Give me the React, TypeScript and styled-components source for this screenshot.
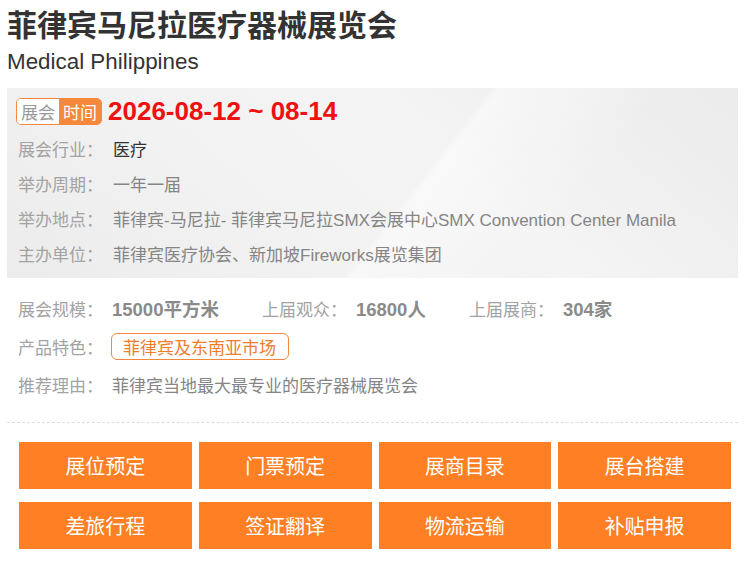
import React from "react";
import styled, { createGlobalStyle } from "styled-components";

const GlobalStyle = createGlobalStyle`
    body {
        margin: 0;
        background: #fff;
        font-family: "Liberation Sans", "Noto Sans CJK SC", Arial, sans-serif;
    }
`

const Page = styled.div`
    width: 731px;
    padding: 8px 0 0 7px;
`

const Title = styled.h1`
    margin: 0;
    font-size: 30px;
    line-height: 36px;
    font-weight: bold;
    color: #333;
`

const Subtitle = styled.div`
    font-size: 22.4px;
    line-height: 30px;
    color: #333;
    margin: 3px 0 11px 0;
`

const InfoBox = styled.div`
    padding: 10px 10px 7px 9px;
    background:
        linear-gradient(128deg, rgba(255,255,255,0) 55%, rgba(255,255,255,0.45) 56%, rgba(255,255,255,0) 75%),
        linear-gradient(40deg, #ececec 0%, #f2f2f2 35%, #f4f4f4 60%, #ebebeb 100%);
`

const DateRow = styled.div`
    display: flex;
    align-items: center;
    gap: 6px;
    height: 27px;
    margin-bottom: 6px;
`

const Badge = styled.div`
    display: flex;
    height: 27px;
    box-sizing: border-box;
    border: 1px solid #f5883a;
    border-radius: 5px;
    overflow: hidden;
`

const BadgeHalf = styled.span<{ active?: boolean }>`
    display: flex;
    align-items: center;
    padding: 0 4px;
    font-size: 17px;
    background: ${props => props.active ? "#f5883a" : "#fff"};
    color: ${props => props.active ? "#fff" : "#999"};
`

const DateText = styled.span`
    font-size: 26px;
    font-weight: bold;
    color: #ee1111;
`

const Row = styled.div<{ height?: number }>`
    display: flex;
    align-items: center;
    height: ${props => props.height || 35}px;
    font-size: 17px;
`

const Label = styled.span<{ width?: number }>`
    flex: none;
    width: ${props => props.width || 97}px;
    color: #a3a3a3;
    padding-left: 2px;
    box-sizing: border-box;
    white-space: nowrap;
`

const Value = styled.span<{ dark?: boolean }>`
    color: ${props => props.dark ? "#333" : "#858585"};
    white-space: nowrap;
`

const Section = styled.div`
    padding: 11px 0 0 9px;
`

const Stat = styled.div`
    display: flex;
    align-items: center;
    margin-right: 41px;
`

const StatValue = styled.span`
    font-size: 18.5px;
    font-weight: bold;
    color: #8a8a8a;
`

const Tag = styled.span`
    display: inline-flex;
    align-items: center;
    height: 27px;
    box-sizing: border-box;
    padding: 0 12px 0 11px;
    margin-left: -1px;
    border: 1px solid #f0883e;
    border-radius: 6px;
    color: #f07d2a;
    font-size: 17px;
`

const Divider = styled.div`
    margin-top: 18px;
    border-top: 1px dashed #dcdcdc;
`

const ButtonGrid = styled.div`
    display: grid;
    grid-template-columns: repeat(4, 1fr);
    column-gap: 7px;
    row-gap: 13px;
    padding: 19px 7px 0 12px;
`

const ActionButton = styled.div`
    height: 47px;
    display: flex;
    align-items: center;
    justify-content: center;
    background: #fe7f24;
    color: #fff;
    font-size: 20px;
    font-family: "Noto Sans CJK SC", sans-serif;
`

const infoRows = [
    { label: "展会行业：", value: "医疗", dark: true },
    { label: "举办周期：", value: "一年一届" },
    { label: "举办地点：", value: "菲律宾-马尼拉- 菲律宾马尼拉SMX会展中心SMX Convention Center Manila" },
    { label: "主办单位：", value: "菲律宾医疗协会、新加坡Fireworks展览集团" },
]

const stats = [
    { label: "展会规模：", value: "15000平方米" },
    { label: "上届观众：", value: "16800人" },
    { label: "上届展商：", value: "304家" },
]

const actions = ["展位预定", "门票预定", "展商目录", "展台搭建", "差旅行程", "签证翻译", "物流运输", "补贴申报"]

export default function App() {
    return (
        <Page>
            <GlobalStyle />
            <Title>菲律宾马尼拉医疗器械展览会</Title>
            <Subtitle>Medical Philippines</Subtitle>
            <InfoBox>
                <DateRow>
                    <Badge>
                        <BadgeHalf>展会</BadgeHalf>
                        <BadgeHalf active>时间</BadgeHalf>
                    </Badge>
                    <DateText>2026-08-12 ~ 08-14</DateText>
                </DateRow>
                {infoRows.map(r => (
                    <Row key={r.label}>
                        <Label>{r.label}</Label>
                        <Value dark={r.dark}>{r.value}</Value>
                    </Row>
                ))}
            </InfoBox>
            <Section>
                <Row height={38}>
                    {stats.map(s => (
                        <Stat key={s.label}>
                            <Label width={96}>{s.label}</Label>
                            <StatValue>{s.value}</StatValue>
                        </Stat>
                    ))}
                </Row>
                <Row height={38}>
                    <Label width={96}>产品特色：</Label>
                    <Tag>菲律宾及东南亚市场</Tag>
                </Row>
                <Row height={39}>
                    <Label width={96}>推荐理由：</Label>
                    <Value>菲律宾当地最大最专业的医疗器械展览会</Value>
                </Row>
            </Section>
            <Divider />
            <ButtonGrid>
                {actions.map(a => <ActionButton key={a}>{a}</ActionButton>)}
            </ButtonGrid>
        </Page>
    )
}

______

# Goal:
Check each line above for the word "React", and copy the lines where it appears.

# Answer in full:
Give me the React, TypeScript and styled-components source for this screenshot.
import React from "react";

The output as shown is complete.